Pour cette nouvelle recherche, dont les résultats ont été publiés en janvier dernier (1), Sandra Belboom a donc continué à investiguer les propriétés du bioéthanol. Non plus destiné à devenir un carburant, mais bien à servir dans la production du plastique. C’est la magie de la chimie : si l’on ôte une molécule d’eau de l’éthanol, on obtient de l’éthylène, qui est à la base de la fabrication de bien des produits, dont le polyéthylène, le plastique qui fait partie de nos vies quotidiennes. Cette fois, la chercheuse a laissé tomber la canne à sucre pour se concentrer sur la betterave et le froment. Question de géographie : les deux derniers poussent chez nous ! Les spécialistes belges en connaissent donc toutes les spécificités. Un aspect important dans le cadre de l’approche privilégiée par l’ingénieure, à savoir l’analyse du cycle de vie. « Il s’agit d’une méthode qui va pouvoir évaluer les impacts environnementaux potentiels d’un produit en tenant compte de tout son cycle de vie. De l’extraction des matières premières jusqu’à l’incinération, détaille-t-elle. Cette vue d’ensemble permet de mettre au jour les éventuels transferts de pollution ».
Et de citer l’exemple du bioéthanol utilisé en tant que biocarburant. Au premier abord, il semble bien sous tous rapports. Comme le carbone qu’il contient est issu des plantes, le CO2 relargué lors de sa combustion est neutre, puisqu’au départ ce CO2 a été capté par les plantes. Par contre, pour les produire, il aura fallu déverser des engrais sur champ, utiliser des tracteurs, mettre au point des techniques de transformation… « Si on ne regarde pas tous les aspects, on pourrait se dire que le biocarburant est magnifique et qu’il pourrait remplacer l’essence ! Mais une analyse du cycle de vie met en évidence que les processus de production pourraient contrebalancer les gains lors de l’utilisation. L’avantage de cette méthode, ce qu’elle ne tient pas seulement compte du CO2, donc des conséquences pour le climat, mais aussi d’autres types d’impacts environnementaux ».
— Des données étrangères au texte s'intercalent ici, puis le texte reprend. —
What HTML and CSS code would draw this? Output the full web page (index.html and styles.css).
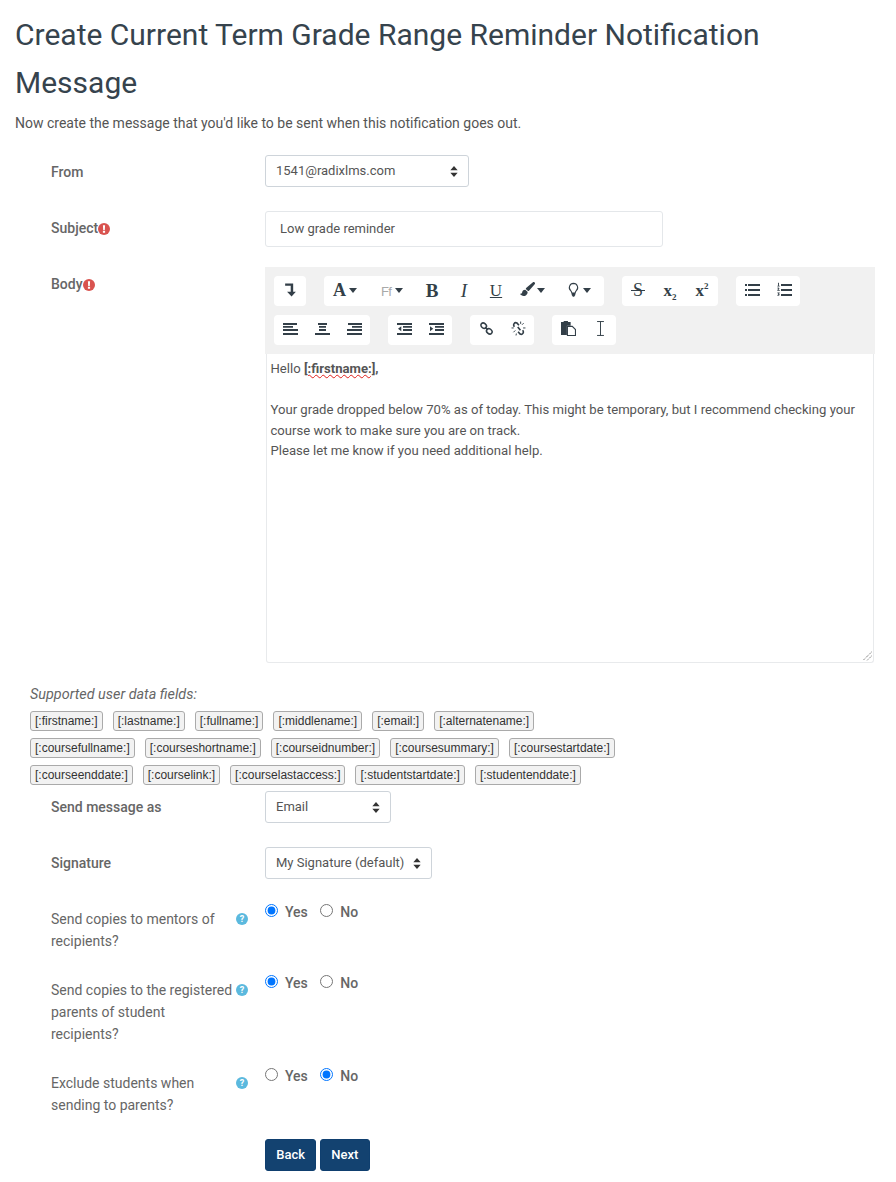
FILE: index.html
```html
<!DOCTYPE html>
<html lang="en">
<head>
<meta charset="utf-8">
<title>Create Current Term Grade Range Reminder Notification Message</title>
<link rel="stylesheet" href="styles.css">
</head>
<body>
<main class="page">
  <h1 class="title">Create Current Term Grade Range Reminder Notification Message</h1>
  <p class="intro">Now create the message that you'd like to be sent when this notification goes out.</p>

  <div class="row row-from">
    <label class="label">From</label>
    <div class="select select-from"><span>1541@radixlms.com</span><svg class="updown" viewBox="0 0 8 12"><path d="M4 0l4 4.6H0zM4 12L0 7.4h8z"/></svg></div>
  </div>
  <div class="row row-subject">
    <label class="label">Subject<svg class="req" viewBox="0 0 12 12"><circle cx="6" cy="6" r="6"/><path class="mark" d="M4.900 2.300h2.200l-.3 4.600H5.200zM4.900 7.800h2.200v2H4.900z"/></svg></label>
    <div class="input">Low grade reminder</div>
  </div>
  <div class="row row-body">
    <label class="label">Body<svg class="req" viewBox="0 0 12 12"><circle cx="6" cy="6" r="6"/><path class="mark" d="M4.900 2.300h2.200l-.3 4.600H5.200zM4.900 7.800h2.200v2H4.900z"/></svg></label>
    <div class="editor">
      <div class="toolbar">
        <div class="tool-row">
          <div class="group">
            <span class="btn"><svg class="ico" viewBox="0 0 14 14"><path d="M2 1.500h7.500V9H12L8 13.500 3.800 9h3.400V3.500H2z"/></svg></span>
          </div>
          <div class="group">
            <span class="btn btn-font"><span class="glyph glyph-a">A</span><i class="caret"></i></span>
            <span class="btn btn-size"><span class="glyph glyph-ff">Ff</span><i class="caret caret-ff"></i></span>
            <span class="btn"><span class="glyph glyph-b">B</span></span>
            <span class="btn"><span class="glyph glyph-i">I</span></span>
            <span class="btn"><span class="glyph glyph-u">U</span></span>
            <span class="btn btn-menu"><svg class="ico" viewBox="0 0 14 14"><path d="M13.600.4c-.5-.5-1.200-.4-1.800.1L6 5.400c-.4.3-.5.700-.6 1.100l2.100 2c.4-.1.800-.3 1.100-.6l5.100-5.800c.5-.6.500-1.300-.1-1.700zM4.900 7.200c-1.900.1-2.700 1.200-2.900 2.500-.1.900-.9 1.300-2 1.300 1 1.900 3.400 2.700 5.400 1.500 1.300-.8 2-2.100 1.600-3.400z"/></svg><i class="caret"></i></span>
            <span class="btn btn-menu"><svg class="ico" viewBox="0 0 14 14"><path class="line" d="M7 1.300a3.900 3.900 0 0 0-2.600 6.800c.6.700.9 1.300 1 2.100h3.200c.1-.8.400-1.400 1-2.100A3.900 3.900 0 0 0 7 1.300z"/><path d="M5.300 10.300h3.400v1.800L7.600 13.700H6.400L5.300 12.100z"/></svg><i class="caret"></i></span>
          </div>
          <div class="group">
            <span class="btn"><span class="glyph glyph-s">S</span></span>
            <span class="btn"><span class="glyph glyph-x">x<sub>2</sub></span></span>
            <span class="btn"><span class="glyph glyph-x">x<sup>2</sup></span></span>
          </div>
          <div class="group">
            <span class="btn"><svg class="ico" viewBox="0 0 15 15"><path d="M0 2h2v2H0zM3 2h12v2H3zM0 7h2v2H0zM3 7h12v2H3zM0 12h2v2H0zM3 12h12v2H3z"/></svg></span>
            <span class="btn"><svg class="ico" viewBox="0 0 15 15"><path d="M4 2h11v2H4zM4 7h11v2H4zM4 12h11v2H4zM.8 1.200L2 .5v3.300h.7v.7H.400v-.7h.7V1.600zM.4 5.800c1.400-.7 2.500.3 1.700 1.400l-.7.8h1.400v.7H.300v-.6l1-1.100c.3-.5-.2-.8-.9-.4zM.4 10.500h2.300v.5l-.7.8c1 .3 1 2.500-1.600 2.100v-.7c1.300.2 1.600-.7.400-.8v-.5l.7-.7H.400z"/></svg></span>
          </div>
        </div>
        <div class="tool-row">
          <div class="group">
            <span class="btn"><svg class="ico" viewBox="0 0 15 15"><path d="M0 2h14v2H0zM0 5h10v1.800H0zM0 8h15v2H0zM0 12h15v2H0z"/></svg></span>
            <span class="btn"><svg class="ico" viewBox="0 0 15 15"><path d="M3 2h9v2H3zM4 5h7v1.800H4zM4 8h7v2H4zM0 12h15v2H0z"/></svg></span>
            <span class="btn"><svg class="ico" viewBox="0 0 15 15"><path d="M1 2h14v2H1zM5 5h10v1.800H5zM0 8h15v2H0zM0 12h15v2H0z"/></svg></span>
          </div>
          <div class="group">
            <span class="btn"><svg class="ico" viewBox="0 0 15 15"><path d="M0 2h15v2H0zM6 5h9v1.800H6zM6 8h9v2H6zM0 12h15v2H0zM4.300 5.200v5L1 7.700z"/></svg></span>
            <span class="btn"><svg class="ico" viewBox="0 0 15 15"><path d="M0 2h15v2H0zM6 5h9v1.800H6zM6 8h9v2H6zM0 12h15v2H0zM1 5.200v5l3.300-2.500z"/></svg></span>
          </div>
          <div class="group">
            <span class="btn"><svg class="ico" viewBox="0 0 15 15"><g class="line thick"><ellipse cx="4.700" cy="4.700" rx="3" ry="2.400" transform="rotate(40 4.700 4.700)"/><ellipse cx="10.300" cy="10.300" rx="3" ry="2.400" transform="rotate(40 10.300 10.300)"/><path d="M6 6l3 3"/></g></svg></span>
            <span class="btn"><svg class="ico" viewBox="0 0 14 14"><path class="line thick" d="M3.200 5.300C1.500 3.500 3.300.6 5.500 1.800l1.900 2.200M6.300 5.500l2.500 3.200M10.800 8.700c1.700 1.800-.1 4.700-2.300 3.500L6.600 10"/><path class="line thin" d="M.5 6.500h2M4 8.800l-1.700 1.700M9 .5v2.200M13.500 6.500h-2.200M11.800 2l-1.500 1.500M4.700 13.500l.3-1.800"/></svg></span>
          </div>
          <div class="group">
            <span class="btn"><svg class="ico" viewBox="0 0 14 14"><path d="M0 1h2.500V0h4v1H9v3.500H5.500V13H0z"/><path class="line page-sheet" d="M6 5h4.500L13.500 8v5.500H6z"/></svg></span>
            <span class="btn"><svg class="ico" viewBox="0 0 14 14"><path class="line thin" d="M3.800.5h6.400M3.800 13.500h6.400M7 .5v13"/></svg></span>
          </div>
        </div>
      </div>
      <div class="content">
        <p>Hello <strong class="misspelled">[:firstname:]</strong><strong>,</strong></p>
        <p>&nbsp;</p>
        <p>Your grade dropped below 70% as of today. This might be temporary, but I recommend checking your course work to make sure you are on track.</p>
        <p>Please let me know if you need additional help.</p>
        <svg class="grip" viewBox="0 0 10 10"><path d="M9.500 1L1 9.500M9.500 5L5 9.500"/></svg>
      </div>
    </div>
  </div>

  <section class="fields">
    <p class="fields-title">Supported user data fields:</p>
    <div class="chips">
      <span class="chip">[:firstname:]</span><span class="chip">[:lastname:]</span><span class="chip">[:fullname:]</span><span class="chip">[:middlename:]</span><span class="chip">[:email:]</span><span class="chip">[:alternatename:]</span>
    </div>
    <div class="chips">
      <span class="chip">[:coursefullname:]</span><span class="chip">[:courseshortname:]</span><span class="chip">[:courseidnumber:]</span><span class="chip">[:coursesummary:]</span><span class="chip">[:coursestartdate:]</span>
    </div>
    <div class="chips">
      <span class="chip">[:courseenddate:]</span><span class="chip">[:courselink:]</span><span class="chip">[:courselastaccess:]</span><span class="chip">[:studentstartdate:]</span><span class="chip">[:studentenddate:]</span>
    </div>
  </section>

  <div class="row row-send">
    <label class="label">Send message as</label>
    <div class="select select-send"><span>Email</span><svg class="updown" viewBox="0 0 8 12"><path d="M4 0l4 4.600H0zM4 12L0 7.400h8z"/></svg></div>
  </div>
  <div class="row row-sig">
    <label class="label">Signature</label>
    <div class="select select-sig"><span>My Signature (default)</span><svg class="updown" viewBox="0 0 8 12"><path d="M4 0l4 4.600H0zM4 12L0 7.400h8z"/></svg></div>
  </div>

  <div class="row row-radio row-mentors">
    <div class="label-help"><span class="plain">Send copies to mentors of recipients?</span><svg class="help" viewBox="0 0 12 12"><circle cx="6" cy="6" r="6"/><text x="6" y="9.300" text-anchor="middle">?</text></svg></div>
    <div class="radios"><label class="radio"><input type="radio" name="a" checked>Yes</label><label class="radio"><input type="radio" name="a">No</label></div>
  </div>
  <div class="row row-radio row-parents">
    <div class="label-help"><span class="plain">Send copies to the registered parents of student recipients?</span><svg class="help" viewBox="0 0 12 12"><circle cx="6" cy="6" r="6"/><text x="6" y="9.300" text-anchor="middle">?</text></svg></div>
    <div class="radios"><label class="radio"><input type="radio" name="b" checked>Yes</label><label class="radio"><input type="radio" name="b">No</label></div>
  </div>
  <div class="row row-radio row-exclude">
    <div class="label-help"><span class="plain">Exclude students when sending to parents?</span><svg class="help" viewBox="0 0 12 12"><circle cx="6" cy="6" r="6"/><text x="6" y="9.300" text-anchor="middle">?</text></svg></div>
    <div class="radios"><label class="radio"><input type="radio" name="c">Yes</label><label class="radio"><input type="radio" name="c" checked>No</label></div>
  </div>

  <div class="actions">
    <button class="action" type="button">Back</button>
    <button class="action" type="button">Next</button>
  </div>
</main>
</body>
</html>
```
FILE: styles.css
```css
* { box-sizing: border-box; }
html, body { margin: 0; padding: 0; background: #fff; }
body { font-family: Roboto, "Liberation Sans", sans-serif; font-size: 14px; color: #555; }
.page { padding: 11px 21px 0 15px; min-height: 1182px; }
.title { margin: 0; font-size: 30px; font-weight: 400; line-height: 47.500px; color: #36434d; }
.intro { margin: 7px 0 0; line-height: 21px; height: 21px; color: #555; }

.row { display: flex; align-items: flex-start; }
.label { width: 250px; padding-left: 36px; display: flex; align-items: center; font-weight: 500; color: #666; line-height: 21px; flex: none; }
.row-from { margin-top: 21px; }
.row-send .label, .row-sig .label { padding-top: 6px; }
.row-from .label { padding-top: 7px; }
.row-subject { margin-top: 24px; }
.row-subject .label { padding-top: 7px; }
.row-body { margin-top: 20px; }
.row-body .label { padding-top: 7px; }
.req { width: 12px; height: 12px; fill: #d9534f; }
.req .mark { fill: #fff; }

.select { position: relative; height: 32px; border: 1px solid #ced4da; border-radius: 3px; padding: 0 10px; display: flex; align-items: center; justify-content: space-between; font-size: 13px; color: #555; line-height: 28px; background: #fff; }
.select-from { width: 204px; }
.select-send { width: 126px; }
.select-sig { width: 167px; }
.updown { width: 8px; height: 11px; fill: #333; flex: none; }
.input { width: 398px; height: 36px; border: 1px solid #e4e7ea; border-radius: 3px; padding: 0 14px; font-size: 13px; line-height: 34px; color: #555; }

.editor { width: 610px; flex: none; }
.toolbar { background: #f1f1f1; height: 87px; padding: 9px 9px 0; }
.tool-row { display: flex; gap: 18px; height: 30px; margin-bottom: 9px; }
.group { display: flex; background: #fff; border-radius: 4px; height: 30px; }
.btn { width: 32px; height: 30px; display: flex; align-items: center; justify-content: center; flex: none; color: #333f48; }
.btn-font { width: 42px; justify-content: flex-start; padding-left: 9px; }
.btn-size { width: 50px; justify-content: flex-start; padding-left: 15px; }
.btn-menu { width: 46px; justify-content: flex-start; padding-left: 8px; }
.ico { width: 15px; height: 15px; fill: #333f48; margin-bottom: 3px; flex: none; }
.ico .line { fill: none; stroke: #333f48; stroke-width: 1; }
.ico .page-sheet { fill: #fff; }
.ico .thick { stroke-width: 1.500; }
.ico .thin { stroke-width: .9; }
.caret { display: inline-block; width: 0; height: 0; border: 4.500px solid transparent; border-top: 5px solid #333f48; border-bottom: 0; margin: 0 0 2px 2px; }
.btn-font .caret { margin-left: 3px; }
.btn-size .caret { margin-left: 4px; }
.glyph { font-family: "Liberation Serif", serif; line-height: 1; color: #333f48; margin-bottom: 2px; }
.glyph-a { font-size: 18px; font-weight: 700; }
.glyph-ff { font-family: "Liberation Sans", sans-serif; font-size: 13px; letter-spacing: -.600px; color: #a9a9a9; margin-bottom: 0; }
.glyph-b { font-size: 19px; font-weight: 700; }
.glyph-i { font-size: 19px; font-style: italic; }
.glyph-u { font-size: 17px; text-decoration: underline; }
.glyph-s { font-size: 18px; position: relative; }
.glyph-s::after { content: ""; position: absolute; left: -2px; right: -2px; top: 9px; height: 1px; background: #333f48; }
.glyph-x { font-size: 17px; font-weight: 700; }
.glyph-x sub, .glyph-x sup { font-size: 9px; line-height: 0; }

.content { position: relative; height: 309px; margin: 0 1px; border: 1px solid #e8eaec; border-top: 0; border-radius: 0 0 3px 3px; padding: 5px 3.500px; font-size: 13.120px; line-height: 20.500px; color: #555; }
.content p { margin: 0; }
.misspelled { text-decoration: underline wavy #e0201b 1px; text-underline-offset: 1px; }
.grip { position: absolute; right: 1px; bottom: 1px; width: 10px; height: 10px; fill: none; stroke: #555; stroke-width: 1; stroke-dasharray: 1 1; }

.fields { padding-left: 15px; margin-top: 22px; }
.fields-title { margin: 0 0 -1px; font-size: 14.400px; font-style: italic; line-height: 20px; color: #666; }
.chips { display: flex; gap: 10px; margin-top: 7px; }
.chip { font-family: "Liberation Sans", sans-serif; font-size: 12px; line-height: 18px; height: 20px; padding: 0 4px; border: 1px solid #aaa; border-radius: 3px; background: #f2f2f2; color: #333; }

.row-send { margin-top: 6px; }
.row-sig { margin-top: 24px; }
.label-help { width: 250px; flex: none; padding: 6px 17px 0 36px; display: flex; justify-content: space-between; align-items: flex-start; line-height: 22px; color: #666; }
.plain { width: 182px; }
.help { width: 12px; height: 12px; margin-top: 5px; fill: #5bb9de; flex: none; }
.help text { font: 700 9px Roboto, sans-serif; fill: #fff; }
.row-mentors { margin-top: 23px; }
.row-parents { margin-top: 21px; }
.row-exclude { margin-top: 21px; }
.radios { display: flex; gap: 12.500px; font-weight: 500; color: #666; line-height: 22px; }
.radio { display: flex; align-items: center; gap: 7px; height: 20px; }
.radio input { margin: 0 0 3px; width: 13px; height: 13px; }

.actions { display: flex; gap: 4px; padding-left: 250px; margin-top: 23px; }
.action { height: 32px; padding: 0 10.200px; border: 1px solid #0f3f6f; border-radius: 3px; background: #134270; color: #fff; font: 500 13px/30px Roboto, sans-serif; }
```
Quid du bio-éthylène ? Élaborer du plastique à partir de betterave et de froment réduit-il bel et bien les émissions de dioxyde de carbone ? Faut-il prendre en considération d’autres types de pollution ? Si le gain environnemental est faible, cela aurait-il du sens d’importer des produits venant de l’autre bout du monde ? Pour répondre à ces questions, Sandra Belboom a travaillé en quatre étapes. D’abord, définir son objet d’étude et les frontières du système (en l’occurrence ici, depuis la culture jusqu’à l’incinération), pour ensuite récolter les données nécessaires afin de réaliser les bilans de matière et d’énergie à chaque étape, d’obtenir les impacts environnementaux et d’interpréter les résultats. La collecte d’informations fut la phase la plus longue. D’où l’intérêt de connaître dans le détail tous les aspects liés aux cultures des betteraves et du froment. Plutôt que d’utiliser des données génériques, Sandra Belboom a voulu coller au plus près de la réalité belge. Elle a collaboré avec le Professeur Bernard Bodson (Gembloux Agro-bio Tech). Elle a également sollicité l’usine BioWanze (près de Huy), le plus gros producteur belge de bioéthanol, à la pointe en matière d’exploitation du froment, et s’est basée sur la littérature pour étudier la betterave. Enfin, des contacts ont été pris avec les producteurs de plastique pour identifier les quantités d’énergie nécessaires à la polymérisation, les rendements, etc. « Bref, on a pris différentes briques pour les assembler », résume-t-elle. Un travail qui, à sa connaissance, n’avait jamais été effectué. Du moins pour la betterave et le froment, la canne à sucre ayant déjà été abondamment étudiée en Brésil.